これに加え、中央政府議員である義兄ハウゼリー・ロナが、反対派の勢力に暗殺されるという事件も重なり、カロッゾがロナ家唯一の後継者となった。こうした不幸の連続を断ち切るため、カロッゾは自分の肉体を強化し、重々しい仮面を被ることとなったのだった。

カロッゾが成長した娘のベラと再会した場面で、かつての妻ナディアに「素顔であれば今お前を殴り殺していたかもしれん……それを抑えるためのマスクだ」と言うセリフがある。

これらのセリフや経緯から、彼の仮面は、ロナ家の男としての重圧から逃れるため、また自分の負の感情を隠すための、自己暗示のような意味もあったのだと推測される。

また、頭を狙撃された場面で、仮面によって銃弾が跳ね返される描写もあった。いつ暗殺されてもおかしくない立場でもあり、物理的に身を守る必要もあったのかもしれない。

■仮面はファッション…フル・フロンタル

「シャアの再来」と呼ばれ、オマージュを思わせるセリフもあり、また全く違う人物としての対比も描かれている『機動戦士ガンダムUC』のフル・フロンタルも、『ガンダム』シリーズの仮面キャラとして興味深い人物だ。

フル・フロンタル自身は、仮面を被る理由について、主人公バナージ・リンクスとの初対面時に「ファッションのようなものでな、プロパガンダと言ってもいい」と語っている。これは小説版『機動戦士ガンダム』で、シャアがホワイトベースのクルーに対して説明したことのオマージュだろう。

そういったメタ的な要素を除くと、特に抵抗もなく仮面を外し、その後も仮面に依存している様子はなく、ファッションとプロパガンダのためというのは、本当だと考察できる。

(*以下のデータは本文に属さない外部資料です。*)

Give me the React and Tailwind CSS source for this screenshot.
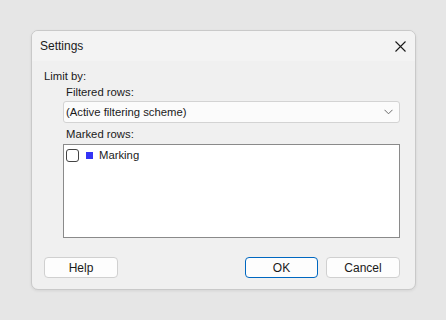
export default function App() {
  return (
    <div className="w-[446px] h-[320px] bg-[#e6e6e6] pt-[30px] pl-[31px] font-['Segoe_UI','Liberation_Sans',sans-serif] text-[12px] leading-[16px] text-[#1a1a1a]">
      <div className="w-[385px] h-[260px] flex flex-col rounded-[7px] border border-[#c9c9c9] bg-[#f0f0f0] overflow-hidden shadow-[0_1px_3px_rgba(0,0,0,0.08)]">
        {/* Title bar */}
        <div className="h-[30px] shrink-0 flex items-center justify-between pl-[8px] pr-[9px] bg-[#f3f3f3]">
          <span>Settings</span>
          <svg width="11" height="11" viewBox="0 0 11 11" className="text-[#1a1a1a]">
            <path d="M0.5 0.5 L10.5 10.5 M10.5 0.5 L0.5 10.5" stroke="currentColor" strokeWidth="1.1" fill="none" />
          </svg>
        </div>

        {/* Body */}
        <div className="flex-1 flex flex-col pt-[7px] pl-[12px] pr-[15px] text-[11.3px]">
          <div>Limit by:</div>
          <div className="pl-[19px] flex flex-col">
            <div className="pl-[3px]">Filtered rows:</div>
            <div className="mt-[1px] h-[22px] flex items-center justify-between bg-[#fbfbfb] border border-[#d3d3d3] rounded-[3px] pl-[2px] pr-[6px]">
              <span>(Active filtering scheme)</span>
              <svg width="9" height="6" viewBox="0 0 9 6">
                <path d="M0.5 0.8 L4.5 4.8 L8.5 0.8" stroke="#6b6b6b" strokeWidth="1" fill="none" />
              </svg>
            </div>
            <div className="mt-[3px] pl-[3px]">Marked rows:</div>
            <div className="mt-[2px] h-[94px] bg-white border border-[#8a8a8a] pl-[2px] pt-[2px]">
              <div className="flex items-center">
                <span className="w-[13px] h-[13px] rounded-[3px] border border-[#444] bg-white" />
                <span className="ml-[7px] w-[7px] h-[7px] bg-[#3434f5]" />
                <span className="ml-[6px]">Marking</span>
              </div>
            </div>
          </div>

          <div className="mt-[19px] flex items-center text-[12px]">
            <button className="w-[74px] h-[21px] bg-[#fdfdfd] border border-[#d0d0d0] rounded-[4px]">Help</button>
            <div className="flex-1" />
            <button className="w-[73px] h-[21px] bg-[#fdfdfd] border border-[#0067c0] rounded-[4px]">OK</button>
            <button className="ml-[8px] w-[74px] h-[21px] bg-[#fdfdfd] border border-[#d0d0d0] rounded-[4px]">Cancel</button>
          </div>
        </div>
      </div>
    </div>
  );
}
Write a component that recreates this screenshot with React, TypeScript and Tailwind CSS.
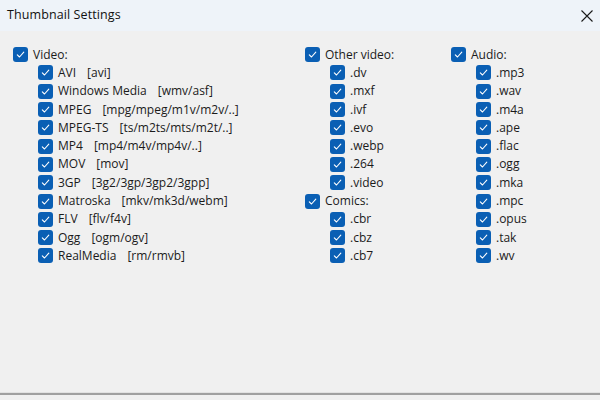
import React from "react";

const font = { fontFamily: '"Open Sans", "Noto Sans", sans-serif' };

function Box() {
  return (
    <span className="flex h-[15px] w-[15px] shrink-0 items-center justify-center rounded-[3px] bg-[#0a5fb4]">
      <svg width="11" height="11" viewBox="0 0 11 11" fill="none">
        <path d="M2.3 5.8 L4.5 8 L8.8 3.2" stroke="white" strokeWidth="1.1" strokeLinecap="round" strokeLinejoin="round" />
      </svg>
    </span>
  );
}

function Row({ label, ext, child }: { label: string; ext?: string; child?: boolean }) {
  return (
    <div className={`flex h-[18.3px] items-center gap-[5px] ${child ? "pl-[25px]" : ""}`}>
      <Box />
      <span className="whitespace-pre text-[12px] leading-none text-[#1b1b1b]">
        {label}
        {ext && <span className="ml-[11px]">{ext}</span>}
      </span>
    </div>
  );
}

const video: [string, string][] = [
  ["AVI", "[avi]"],
  ["Windows Media", "[wmv/asf]"],
  ["MPEG", "[mpg/mpeg/m1v/m2v/..]"],
  ["MPEG-TS", "[ts/m2ts/mts/m2t/..]"],
  ["MP4", "[mp4/m4v/mp4v/..]"],
  ["MOV", "[mov]"],
  ["3GP", "[3g2/3gp/3gp2/3gpp]"],
  ["Matroska", "[mkv/mk3d/webm]"],
  ["FLV", "[flv/f4v]"],
  ["Ogg", "[ogm/ogv]"],
  ["RealMedia", "[rm/rmvb]"],
];
const other = [".dv", ".mxf", ".ivf", ".evo", ".webp", ".264", ".video"];
const comics = [".cbr", ".cbz", ".cb7"];
const audio = [".mp3", ".wav", ".m4a", ".ape", ".flac", ".ogg", ".mka", ".mpc", ".opus", ".tak", ".wv"];

export default function App() {
  return (
    <div className="flex h-[400px] w-[600px] flex-col bg-[#f0f0f0]" style={font}>
      <div className="flex h-[31px] shrink-0 items-center justify-between bg-[#eef3f9] pl-[7px] pr-[7px]">
        <span className="text-[12.5px] tracking-[0.1px] text-[#111]">Thumbnail Settings</span>
        <svg width="12" height="12" viewBox="0 0 12 12">
          <path d="M0.5 0.5 L11.5 11.5 M11.5 0.5 L0.5 11.5" stroke="#1a1a1a" strokeWidth="1.1" />
        </svg>
      </div>
      <div className="flex flex-1 pl-[13px] pt-[14.5px]">
        <div className="w-[292px]">
          <Row label="Video:" />
          {video.map(([l, e]) => (
            <Row key={l} label={l} ext={e} child />
          ))}
        </div>
        <div className="w-[146px]">
          <Row label="Other video:" />
          {other.map((v) => (
            <Row key={v} label={v} child />
          ))}
          <Row label="Comics:" />
          {comics.map((v) => (
            <Row key={v} label={v} child />
          ))}
        </div>
        <div>
          <Row label="Audio:" />
          {audio.map((v) => (
            <Row key={v} label={v} child />
          ))}
        </div>
      </div>
      <div className="h-[1px] bg-[#e2e2e2]" />
      <div className="h-[2px] bg-[#a0a0a0]" />
      <div className="h-[5px] bg-[#f0f0f0]" />
    </div>
  );
}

フル・フロンタル自身は、シャアの兄弟でもクローンでもないため、容姿をシャアに似せる必要があったというのもあるだろう。

顔の傷を隠した『機動戦士ガンダム00』のミスター・ブシドーに、老化していることを隠した『機動戦士ガンダムSEED』のラウ・ル・クルーゼなど、シャアとフロンタルを含め、基本的に物理的に何かを隠すための仮面である。

そう考えると、自分の気持ちを自分に隠す暗示として使用したカロッゾの異質さが目立つ。仮面に着目して、様々な思いをはせるというのも面白いものである。